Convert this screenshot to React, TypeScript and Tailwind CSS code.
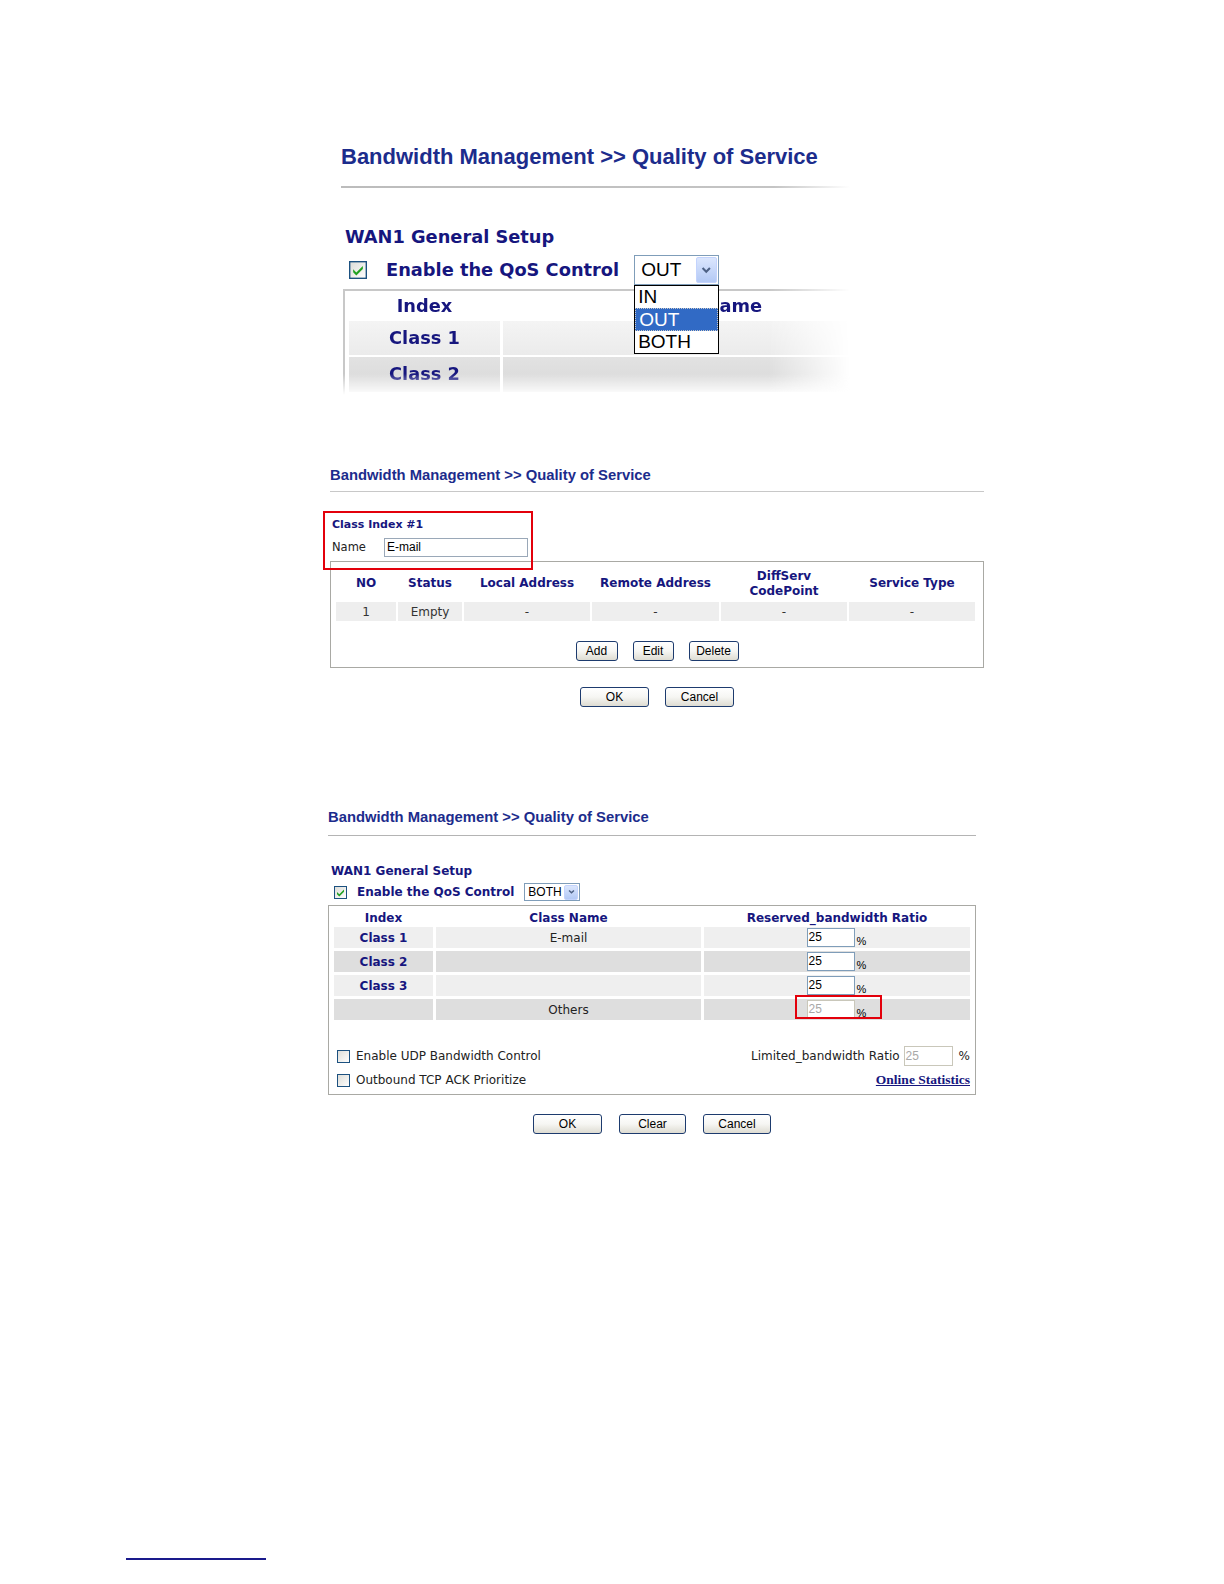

--*--

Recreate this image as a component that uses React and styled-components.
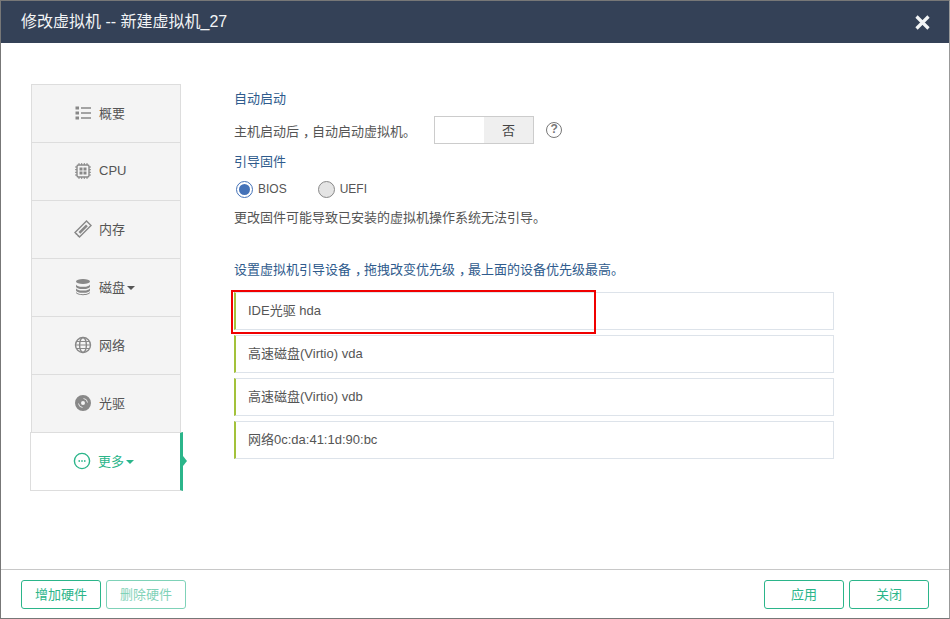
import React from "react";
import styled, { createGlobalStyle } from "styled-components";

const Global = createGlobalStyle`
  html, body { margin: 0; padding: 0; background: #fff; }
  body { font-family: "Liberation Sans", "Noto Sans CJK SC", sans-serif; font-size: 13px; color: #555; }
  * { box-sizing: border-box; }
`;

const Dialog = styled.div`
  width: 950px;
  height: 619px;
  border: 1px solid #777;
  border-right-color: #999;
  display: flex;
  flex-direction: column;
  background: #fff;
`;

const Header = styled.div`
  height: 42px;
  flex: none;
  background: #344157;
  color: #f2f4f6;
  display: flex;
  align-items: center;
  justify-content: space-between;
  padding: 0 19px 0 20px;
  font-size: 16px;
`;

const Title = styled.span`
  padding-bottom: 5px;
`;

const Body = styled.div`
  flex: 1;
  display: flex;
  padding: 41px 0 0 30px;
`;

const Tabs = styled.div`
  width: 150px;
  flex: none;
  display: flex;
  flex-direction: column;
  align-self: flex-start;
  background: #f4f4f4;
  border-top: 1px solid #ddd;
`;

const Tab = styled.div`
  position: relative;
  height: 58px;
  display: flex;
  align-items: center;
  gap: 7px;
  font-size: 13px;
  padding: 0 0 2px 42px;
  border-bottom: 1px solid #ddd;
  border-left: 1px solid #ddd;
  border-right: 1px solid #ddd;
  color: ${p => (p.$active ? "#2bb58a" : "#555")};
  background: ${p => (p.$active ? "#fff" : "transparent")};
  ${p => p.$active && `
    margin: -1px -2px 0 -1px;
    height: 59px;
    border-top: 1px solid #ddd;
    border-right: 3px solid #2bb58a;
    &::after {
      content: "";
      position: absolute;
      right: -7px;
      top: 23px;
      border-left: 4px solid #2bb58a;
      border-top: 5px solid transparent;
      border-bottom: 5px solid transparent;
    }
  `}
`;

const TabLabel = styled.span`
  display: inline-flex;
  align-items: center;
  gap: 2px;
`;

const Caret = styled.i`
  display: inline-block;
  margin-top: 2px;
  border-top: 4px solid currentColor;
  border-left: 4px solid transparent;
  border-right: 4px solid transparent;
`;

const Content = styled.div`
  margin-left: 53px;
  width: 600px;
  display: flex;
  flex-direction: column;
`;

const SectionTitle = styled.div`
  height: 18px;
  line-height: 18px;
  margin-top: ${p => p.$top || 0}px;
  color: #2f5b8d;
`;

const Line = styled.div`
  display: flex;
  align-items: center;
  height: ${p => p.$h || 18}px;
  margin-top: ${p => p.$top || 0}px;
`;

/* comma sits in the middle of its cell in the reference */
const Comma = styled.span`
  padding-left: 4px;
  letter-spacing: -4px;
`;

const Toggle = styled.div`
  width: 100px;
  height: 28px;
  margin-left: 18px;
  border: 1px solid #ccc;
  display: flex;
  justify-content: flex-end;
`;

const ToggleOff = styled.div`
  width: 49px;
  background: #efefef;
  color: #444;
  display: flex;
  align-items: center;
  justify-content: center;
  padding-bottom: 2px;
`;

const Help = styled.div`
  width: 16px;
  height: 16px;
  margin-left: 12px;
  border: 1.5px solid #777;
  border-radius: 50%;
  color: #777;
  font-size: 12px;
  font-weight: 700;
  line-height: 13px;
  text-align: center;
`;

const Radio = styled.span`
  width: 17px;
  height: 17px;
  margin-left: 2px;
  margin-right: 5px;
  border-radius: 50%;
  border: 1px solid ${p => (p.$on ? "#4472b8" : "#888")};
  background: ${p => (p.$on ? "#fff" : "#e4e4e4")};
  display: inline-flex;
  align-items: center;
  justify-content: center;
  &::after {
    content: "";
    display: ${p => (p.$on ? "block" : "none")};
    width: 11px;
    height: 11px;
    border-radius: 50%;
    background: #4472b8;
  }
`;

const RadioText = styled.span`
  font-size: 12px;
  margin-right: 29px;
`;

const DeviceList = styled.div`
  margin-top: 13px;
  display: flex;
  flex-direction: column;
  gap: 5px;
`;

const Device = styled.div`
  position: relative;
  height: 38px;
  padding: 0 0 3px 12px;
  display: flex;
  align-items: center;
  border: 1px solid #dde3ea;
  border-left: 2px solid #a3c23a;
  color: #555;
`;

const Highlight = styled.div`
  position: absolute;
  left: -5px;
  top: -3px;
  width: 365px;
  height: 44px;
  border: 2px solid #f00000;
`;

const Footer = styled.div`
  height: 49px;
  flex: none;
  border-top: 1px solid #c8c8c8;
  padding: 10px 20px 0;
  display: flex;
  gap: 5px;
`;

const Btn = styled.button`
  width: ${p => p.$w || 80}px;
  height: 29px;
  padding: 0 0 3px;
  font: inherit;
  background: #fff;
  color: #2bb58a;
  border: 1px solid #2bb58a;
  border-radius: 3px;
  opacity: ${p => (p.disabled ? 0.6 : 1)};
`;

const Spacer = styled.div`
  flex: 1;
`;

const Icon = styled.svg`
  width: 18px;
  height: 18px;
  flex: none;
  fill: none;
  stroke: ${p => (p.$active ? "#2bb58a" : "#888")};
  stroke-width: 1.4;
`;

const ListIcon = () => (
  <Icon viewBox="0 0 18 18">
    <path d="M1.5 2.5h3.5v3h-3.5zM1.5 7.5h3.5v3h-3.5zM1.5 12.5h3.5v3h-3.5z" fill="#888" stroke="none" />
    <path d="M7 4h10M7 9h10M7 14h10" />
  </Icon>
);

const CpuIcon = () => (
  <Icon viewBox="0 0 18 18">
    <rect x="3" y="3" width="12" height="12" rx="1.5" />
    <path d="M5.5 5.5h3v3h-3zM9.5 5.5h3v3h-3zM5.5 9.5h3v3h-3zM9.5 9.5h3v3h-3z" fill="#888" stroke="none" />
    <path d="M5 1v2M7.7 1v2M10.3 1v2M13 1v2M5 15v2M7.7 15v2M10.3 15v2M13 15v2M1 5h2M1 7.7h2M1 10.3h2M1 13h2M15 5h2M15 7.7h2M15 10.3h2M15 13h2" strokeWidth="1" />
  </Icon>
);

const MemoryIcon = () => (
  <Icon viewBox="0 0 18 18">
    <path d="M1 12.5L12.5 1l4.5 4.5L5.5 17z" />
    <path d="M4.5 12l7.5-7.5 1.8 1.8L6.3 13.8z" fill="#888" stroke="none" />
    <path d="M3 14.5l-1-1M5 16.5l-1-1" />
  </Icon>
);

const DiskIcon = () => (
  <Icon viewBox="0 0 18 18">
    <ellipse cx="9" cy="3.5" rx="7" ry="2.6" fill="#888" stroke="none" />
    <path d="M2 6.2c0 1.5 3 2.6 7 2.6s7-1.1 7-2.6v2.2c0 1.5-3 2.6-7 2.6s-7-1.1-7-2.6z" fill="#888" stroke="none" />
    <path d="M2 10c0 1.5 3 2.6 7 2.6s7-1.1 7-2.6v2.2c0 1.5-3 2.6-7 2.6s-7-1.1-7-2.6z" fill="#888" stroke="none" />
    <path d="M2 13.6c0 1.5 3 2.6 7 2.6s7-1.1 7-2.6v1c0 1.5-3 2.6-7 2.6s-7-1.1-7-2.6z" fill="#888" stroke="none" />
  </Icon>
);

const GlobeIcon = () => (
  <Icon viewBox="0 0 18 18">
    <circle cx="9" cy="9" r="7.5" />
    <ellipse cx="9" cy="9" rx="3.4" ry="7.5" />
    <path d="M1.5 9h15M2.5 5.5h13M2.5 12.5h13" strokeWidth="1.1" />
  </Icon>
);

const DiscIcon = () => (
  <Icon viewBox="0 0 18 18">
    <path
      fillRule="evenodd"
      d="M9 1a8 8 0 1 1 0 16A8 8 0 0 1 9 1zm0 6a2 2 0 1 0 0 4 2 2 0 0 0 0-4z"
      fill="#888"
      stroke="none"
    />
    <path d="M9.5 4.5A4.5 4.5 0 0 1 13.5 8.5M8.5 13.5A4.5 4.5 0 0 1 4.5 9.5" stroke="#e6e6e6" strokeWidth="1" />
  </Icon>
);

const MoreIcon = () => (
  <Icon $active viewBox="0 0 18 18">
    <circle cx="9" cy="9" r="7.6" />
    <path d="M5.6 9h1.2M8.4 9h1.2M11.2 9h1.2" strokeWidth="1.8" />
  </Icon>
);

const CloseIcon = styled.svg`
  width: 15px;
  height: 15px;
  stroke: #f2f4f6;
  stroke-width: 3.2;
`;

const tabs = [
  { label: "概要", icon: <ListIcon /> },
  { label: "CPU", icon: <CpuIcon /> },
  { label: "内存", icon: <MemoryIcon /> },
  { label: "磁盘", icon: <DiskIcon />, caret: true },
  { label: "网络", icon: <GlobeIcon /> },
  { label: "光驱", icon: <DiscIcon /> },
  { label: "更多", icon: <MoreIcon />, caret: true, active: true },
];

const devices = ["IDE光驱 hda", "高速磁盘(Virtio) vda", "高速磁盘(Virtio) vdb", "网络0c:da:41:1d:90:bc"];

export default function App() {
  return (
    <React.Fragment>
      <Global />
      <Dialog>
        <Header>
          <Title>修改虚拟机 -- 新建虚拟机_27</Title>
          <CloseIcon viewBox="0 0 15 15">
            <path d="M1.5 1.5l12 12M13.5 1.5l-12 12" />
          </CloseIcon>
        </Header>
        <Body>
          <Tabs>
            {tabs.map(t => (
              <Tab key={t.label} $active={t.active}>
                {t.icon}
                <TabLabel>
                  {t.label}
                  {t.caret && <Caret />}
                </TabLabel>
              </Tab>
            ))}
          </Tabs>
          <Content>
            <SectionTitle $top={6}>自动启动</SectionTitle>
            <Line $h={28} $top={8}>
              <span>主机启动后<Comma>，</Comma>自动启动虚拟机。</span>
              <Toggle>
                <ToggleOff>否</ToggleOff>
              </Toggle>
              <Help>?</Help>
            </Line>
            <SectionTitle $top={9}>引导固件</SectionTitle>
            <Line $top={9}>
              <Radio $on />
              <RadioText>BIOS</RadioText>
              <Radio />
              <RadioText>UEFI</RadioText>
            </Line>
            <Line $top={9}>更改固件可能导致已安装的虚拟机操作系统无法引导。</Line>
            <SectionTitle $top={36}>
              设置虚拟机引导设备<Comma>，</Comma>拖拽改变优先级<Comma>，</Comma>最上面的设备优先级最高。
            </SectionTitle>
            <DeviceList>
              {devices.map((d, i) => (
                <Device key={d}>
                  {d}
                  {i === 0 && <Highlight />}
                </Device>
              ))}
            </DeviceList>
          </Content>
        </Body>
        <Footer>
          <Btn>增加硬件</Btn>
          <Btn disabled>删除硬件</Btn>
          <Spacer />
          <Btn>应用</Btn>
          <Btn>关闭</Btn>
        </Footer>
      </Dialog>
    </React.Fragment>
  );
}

--*--

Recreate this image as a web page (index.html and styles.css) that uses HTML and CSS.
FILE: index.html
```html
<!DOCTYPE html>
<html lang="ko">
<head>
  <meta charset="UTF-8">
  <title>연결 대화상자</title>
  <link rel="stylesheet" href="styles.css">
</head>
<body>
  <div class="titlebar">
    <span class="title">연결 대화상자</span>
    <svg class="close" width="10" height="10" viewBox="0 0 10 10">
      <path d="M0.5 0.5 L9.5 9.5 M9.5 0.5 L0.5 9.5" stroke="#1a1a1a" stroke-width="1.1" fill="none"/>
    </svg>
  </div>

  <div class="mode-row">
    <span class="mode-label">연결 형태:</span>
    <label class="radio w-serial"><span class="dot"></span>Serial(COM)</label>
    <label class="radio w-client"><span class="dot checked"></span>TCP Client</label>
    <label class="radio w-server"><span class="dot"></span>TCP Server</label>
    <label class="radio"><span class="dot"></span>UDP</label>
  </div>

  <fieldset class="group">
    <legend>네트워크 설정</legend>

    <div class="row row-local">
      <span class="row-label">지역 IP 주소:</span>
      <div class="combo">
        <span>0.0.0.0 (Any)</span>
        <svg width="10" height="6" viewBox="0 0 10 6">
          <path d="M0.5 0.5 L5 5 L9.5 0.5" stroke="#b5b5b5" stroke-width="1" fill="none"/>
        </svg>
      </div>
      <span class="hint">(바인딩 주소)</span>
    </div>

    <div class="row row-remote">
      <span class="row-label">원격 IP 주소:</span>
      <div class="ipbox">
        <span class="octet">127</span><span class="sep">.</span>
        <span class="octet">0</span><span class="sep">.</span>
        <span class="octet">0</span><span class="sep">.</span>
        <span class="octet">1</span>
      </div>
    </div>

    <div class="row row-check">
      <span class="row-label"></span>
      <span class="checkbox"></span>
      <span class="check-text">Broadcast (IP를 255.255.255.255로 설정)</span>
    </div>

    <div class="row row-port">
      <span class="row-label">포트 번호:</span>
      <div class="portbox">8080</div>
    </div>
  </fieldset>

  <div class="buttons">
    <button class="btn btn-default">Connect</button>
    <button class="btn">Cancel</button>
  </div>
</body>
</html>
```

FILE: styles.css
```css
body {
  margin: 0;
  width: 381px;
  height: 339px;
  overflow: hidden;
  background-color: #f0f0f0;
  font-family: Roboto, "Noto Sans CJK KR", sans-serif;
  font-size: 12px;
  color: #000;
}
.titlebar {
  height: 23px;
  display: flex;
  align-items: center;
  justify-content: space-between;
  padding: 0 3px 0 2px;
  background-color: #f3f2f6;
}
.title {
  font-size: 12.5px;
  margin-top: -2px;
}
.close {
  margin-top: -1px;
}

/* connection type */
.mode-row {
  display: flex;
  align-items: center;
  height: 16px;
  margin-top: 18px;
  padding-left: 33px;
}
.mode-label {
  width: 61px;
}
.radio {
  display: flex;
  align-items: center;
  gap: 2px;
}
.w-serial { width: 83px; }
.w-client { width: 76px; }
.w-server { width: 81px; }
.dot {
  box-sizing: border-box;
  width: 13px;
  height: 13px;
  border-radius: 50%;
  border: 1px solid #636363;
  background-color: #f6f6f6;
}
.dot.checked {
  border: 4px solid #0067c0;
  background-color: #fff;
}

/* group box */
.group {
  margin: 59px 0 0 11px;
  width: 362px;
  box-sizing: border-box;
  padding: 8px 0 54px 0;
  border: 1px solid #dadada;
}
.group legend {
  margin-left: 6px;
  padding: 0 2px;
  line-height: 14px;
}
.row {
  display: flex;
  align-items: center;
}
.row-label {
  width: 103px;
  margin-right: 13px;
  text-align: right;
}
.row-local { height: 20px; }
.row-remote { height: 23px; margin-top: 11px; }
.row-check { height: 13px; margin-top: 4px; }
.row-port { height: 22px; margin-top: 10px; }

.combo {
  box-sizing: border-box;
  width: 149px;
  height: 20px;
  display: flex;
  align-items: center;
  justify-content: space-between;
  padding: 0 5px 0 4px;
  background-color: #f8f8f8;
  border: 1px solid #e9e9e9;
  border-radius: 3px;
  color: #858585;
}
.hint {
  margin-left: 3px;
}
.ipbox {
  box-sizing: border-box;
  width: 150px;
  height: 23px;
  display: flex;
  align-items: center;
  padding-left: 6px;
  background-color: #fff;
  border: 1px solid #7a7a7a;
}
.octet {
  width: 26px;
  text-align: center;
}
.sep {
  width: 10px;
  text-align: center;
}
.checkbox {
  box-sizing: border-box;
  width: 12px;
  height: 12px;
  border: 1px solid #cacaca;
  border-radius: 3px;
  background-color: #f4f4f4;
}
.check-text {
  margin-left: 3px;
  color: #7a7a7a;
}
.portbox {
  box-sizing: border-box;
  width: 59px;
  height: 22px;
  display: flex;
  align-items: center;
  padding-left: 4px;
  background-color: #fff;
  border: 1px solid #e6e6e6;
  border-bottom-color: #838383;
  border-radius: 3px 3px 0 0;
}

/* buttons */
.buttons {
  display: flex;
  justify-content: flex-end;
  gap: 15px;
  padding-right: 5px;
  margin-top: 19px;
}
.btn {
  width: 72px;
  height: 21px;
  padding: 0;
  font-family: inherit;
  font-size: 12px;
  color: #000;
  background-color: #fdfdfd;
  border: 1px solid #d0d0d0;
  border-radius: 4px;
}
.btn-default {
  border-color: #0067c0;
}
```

--*--

- What the task requires
Find every line with "index" in the listing and state how many there are, nothing else.

- Output for this task
2